[begin Given data]

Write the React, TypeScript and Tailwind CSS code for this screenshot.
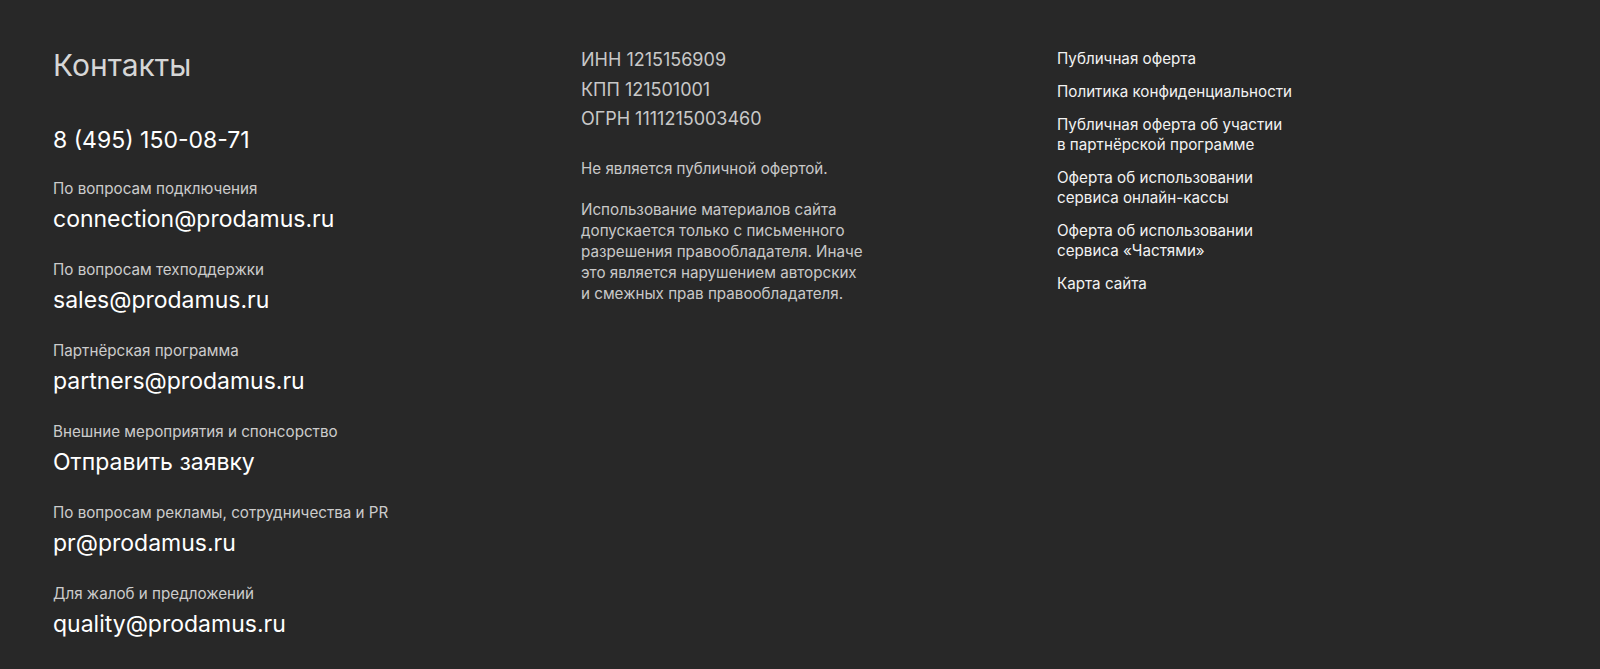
import React from 'react';

const contacts = [
  { label: 'По вопросам подключения', value: 'connection@prodamus.ru' },
  { label: 'По вопросам техподдержки', value: 'sales@prodamus.ru' },
  { label: 'Партнёрская программа', value: 'partners@prodamus.ru' },
  { label: 'Внешние мероприятия и спонсорство', value: 'Отправить заявку' },
  { label: 'По вопросам рекламы, сотрудничества и PR', value: 'pr@prodamus.ru' },
  { label: 'Для жалоб и предложений', value: 'quality@prodamus.ru' },
];

const docs = [
  ['Публичная оферта'],
  ['Политика конфиденциальности'],
  ['Публичная оферта об участии', 'в партнёрской программе'],
  ['Оферта об использовании', 'сервиса онлайн-кассы'],
  ['Оферта об использовании', 'сервиса «Частями»'],
  ['Карта сайта'],
];

const App: React.FC = () => {
  return (
    <footer
      className="min-h-[669px] bg-[#282828] pl-[53px] pt-[45px] pb-[30px]"
      style={{ fontFamily: 'Inter, "Noto Sans", sans-serif' }}
    >
      <div className="flex">
        {/* contacts */}
        <div className="w-[528px] shrink-0">
          <h2 className="text-[30px] leading-[40px] text-[#d6d6d6]">Контакты</h2>
          <a href="#" className="mt-[40px] mb-[-2px] block text-[23px] leading-[30px] text-white">
            8 (495) 150-08-71
          </a>
          {contacts.map((c) => (
            <div key={c.label} className="mt-[26px] flex flex-col gap-[5px]">
              <span className="text-[15.2px] leading-[20px] text-[#cccccc]">{c.label}</span>
              <a href="#" className="text-[23px] leading-[30px] text-white">
                {c.value}
              </a>
            </div>
          ))}
        </div>

        {/* requisites */}
        <div className="w-[476px] shrink-0 text-[#c8c8c8]">
          <p className="text-[18px] leading-[29.5px]">ИНН 1215156909</p>
          <p className="text-[18px] leading-[29.5px]">КПП 121501001</p>
          <p className="text-[18px] leading-[29.5px]">ОГРН 1111215003460</p>
          <p className="mt-[24px] text-[15.2px] leading-[21px]">Не является публичной офертой.</p>
          <p className="mt-[20px] text-[15.2px] leading-[21px]">
            Использование материалов сайта
            <br />
            допускается только с письменного
            <br />
            разрешения правообладателя. Иначе
            <br />
            это является нарушением авторских
            <br />
            и смежных прав правообладателя.
          </p>
        </div>

        {/* documents */}
        <nav className="flex flex-col gap-[13px] pt-[4px]">
          {docs.map((lines, i) => (
            <a key={i} href="#" className="text-[15.2px] leading-[20px] text-[#f2f2f2]">
              {lines.map((l, j) => (
                <span key={j} className="block">
                  {l}
                </span>
              ))}
            </a>
          ))}
        </nav>
      </div>
    </footer>
  );
};

export default App;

[end Given data]

▶ [Your goal] Write out again, exactly, the lines from the start of the listing up to the line containing "import React from 'react';", with both ends and without pictures.

▶ [Written answer]
Write the React, TypeScript and Tailwind CSS code for this screenshot.
import React from 'react';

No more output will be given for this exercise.